Es gab mal so eine Zeit da haben Peke (Hendrik Pekeler) mit Heine (Silvio Heinevetter) und Peter Gräschus (Physiotherapeut) viel Skat gespielt – egal, wie kurz oder lang die Fahrt war. Dann gab es noch die Zeit, wo die Poker-Fraktion am Start war. Das ist aber immer weniger geworden. Teilweise wurde dann auch über Smartphones viel miteinander gespielt. Dann gibt es noch ein, zwei Leute, die Mario Kart auf der Nintendo DS gegeneinander gefahren sind. Da war Fabian Böhm immer mit dabei. Und dann gibt es auch die, die Kaffee trinken und hinten sitzen. Das sind Uwe, Patrick Groetzki und früher auch Carsten Lichtlein.

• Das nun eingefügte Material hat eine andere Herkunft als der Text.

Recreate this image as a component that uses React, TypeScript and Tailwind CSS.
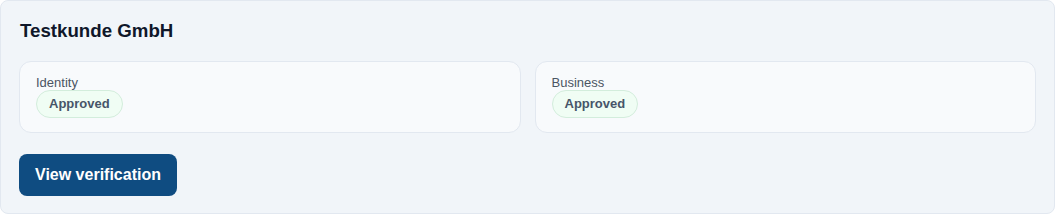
import React from "react";

function StatusCard({ label }: { label: string }) {
  return (
    <div className="flex-1 rounded-xl border border-[#e2e8f0] bg-[#f8fafc] px-4 py-[14px]">
      <div className="text-[13px] leading-[14px] text-[#4b5563]">{label}</div>
      <span className="inline-flex h-[28px] items-center rounded-full border border-[#d3eddc] bg-[#f0fdf4] px-3 text-[13px] font-bold text-[#475569]">
        Approved
      </span>
    </div>
  );
}

export default function App() {
  return (
    <div
      className="h-[215px] w-[1056px] bg-white"
      style={{ fontFamily: '"Liberation Sans", Arial, sans-serif' }}
    >
      <div className="flex h-[214px] w-[1055px] flex-col rounded-lg border border-[#e2e8f0] bg-[#f1f5f9] px-[18px] pt-[17px]">
        <h2 className="pl-[1px] text-[18.7px] font-bold leading-[25px] text-[#0f172a]">Testkunde GmbH</h2>
        <div className="mt-[18px] flex gap-[14px]">
          <StatusCard label="Identity" />
          <StatusCard label="Business" />
        </div>
        <div className="mt-[21px]">
          <button className="h-[42px] rounded-lg bg-[#0f4c81] px-4 text-[16px] font-bold text-white">
            View verification
          </button>
        </div>
      </div>
    </div>
  );
}
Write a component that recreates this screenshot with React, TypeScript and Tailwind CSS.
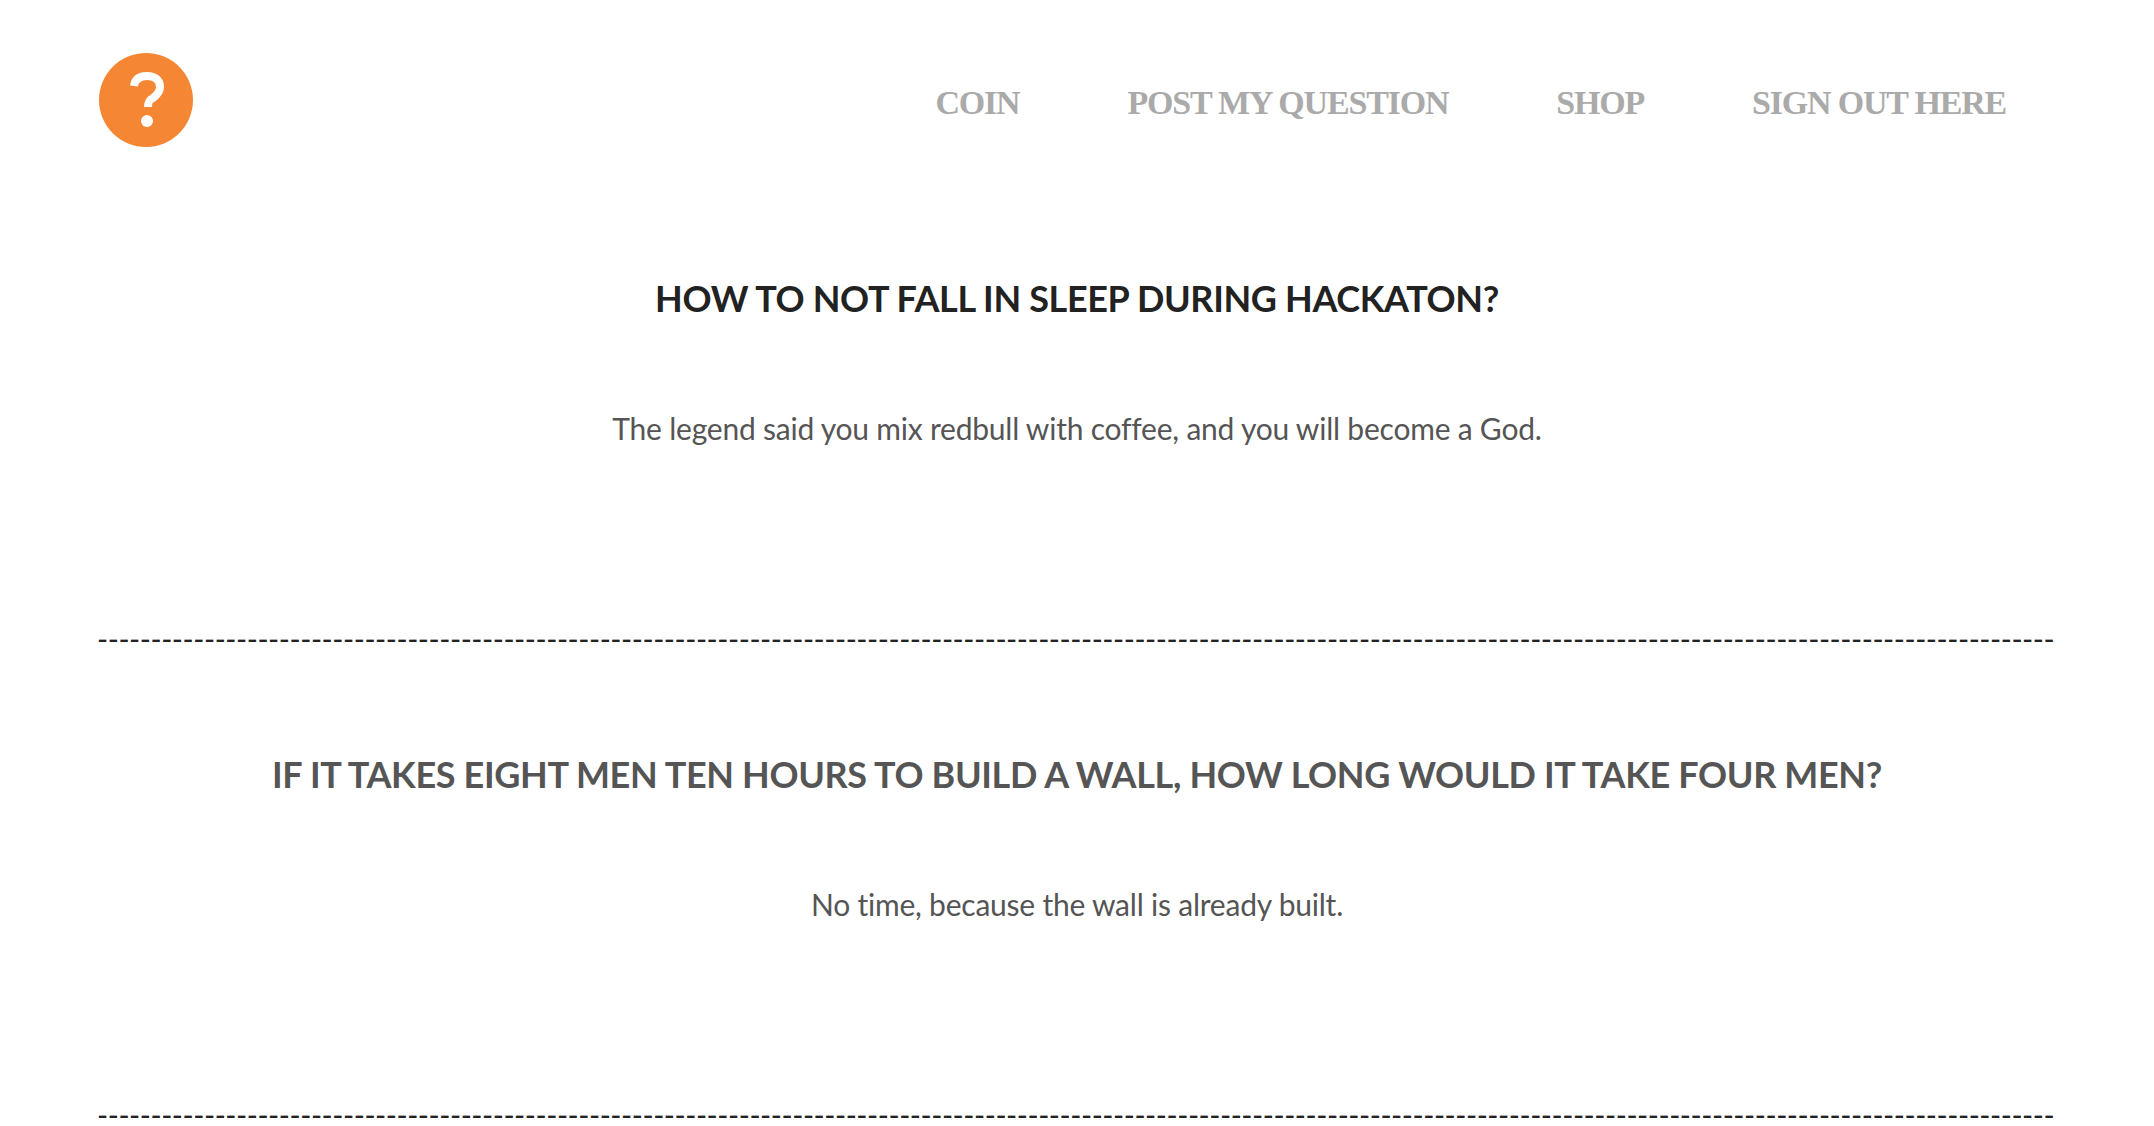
const dashes = "-".repeat(183);

function Question({ title, answer, dark }: { title: string; answer: string; dark?: boolean }) {
  return (
    <section className="flex flex-col items-center">
      <h2 className={`text-[36px] leading-[44px] font-bold tracking-[-0.35px] ${dark ? "text-[#222222]" : "text-[#555555]"}`}>
        {title}
      </h2>
      <p className="mt-[90px] text-[30px] leading-[36px] tracking-[-0.22px] text-[#555555]">{answer}</p>
      <div className="mt-[174px] w-full h-[36px] leading-[36px] text-[30px] tracking-[-0.45px] text-[#222222] whitespace-nowrap">
        {dashes}
      </div>
    </section>
  );
}

export default function App() {
  return (
    <div className="h-[1126px] overflow-hidden bg-white font-['Lato',sans-serif]">
      <header className="flex items-center justify-between pl-[99px] pr-[148px] pt-[53px]">
        <svg width="94" height="94" viewBox="0 0 94 94">
          <circle cx="47" cy="47" r="47" fill="#f58634" />
          <path
            d="M35 33c1-7 6-10 13-10 8 0 13 4 13 11 0 5-3 8-7 11-4 2-5 4-5 9"
            fill="none"
            stroke="#fff"
            strokeWidth="8"
          />
          <circle cx="48" cy="68" r="6" fill="#fff" />
        </svg>
        <nav className="flex gap-[108px] pt-[5px] font-['Liberation_Serif',serif] text-[34px] font-bold text-[#aaaaaa] tracking-[-1.2px]">
          <a>COIN</a>
          <a>POST MY QUESTION</a>
          <a>SHOP</a>
          <a>SIGN OUT HERE</a>
        </nav>
      </header>
      <main className="mt-[129px] px-[97px] flex flex-col gap-[96px]">
        <Question dark title="HOW TO NOT FALL IN SLEEP DURING HACKATON?" answer="The legend said you mix redbull with coffee, and you will become a God." />
        <Question title="IF IT TAKES EIGHT MEN TEN HOURS TO BUILD A WALL, HOW LONG WOULD IT TAKE FOUR MEN?" answer="No time, because the wall is already built." />
      </main>
    </div>
  );
}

Hoffen wir, dass alle Spieler möglichst oft das tun können, was sie tun, und lange im Turnier bleiben. Wie und wo wirst Du die deutschen Spiele verfolgen?
Das kommt darauf an, wie und zu welchen Zeiten unser Training beim HBW stattfindet. Wenn ich zu Hause bin, natürlich zu Hause. Allerdings kann es auch mal sein, dass wir direkt nach dem Training noch einschalten. Sonst haben wir bestimmt auch die Möglichkeit, vor oder nach einer Einheit gemeinsam mit der Mannschaft ein Spiel zu schauen. Vielleicht werde ich auch mal eine Partie im Bus nach einem Trainingsspiel auf dem Handy schauen. Es gibt unterschiedliche Varianten. Ich werde aber definitiv versuchen, immer live dabei zu sein.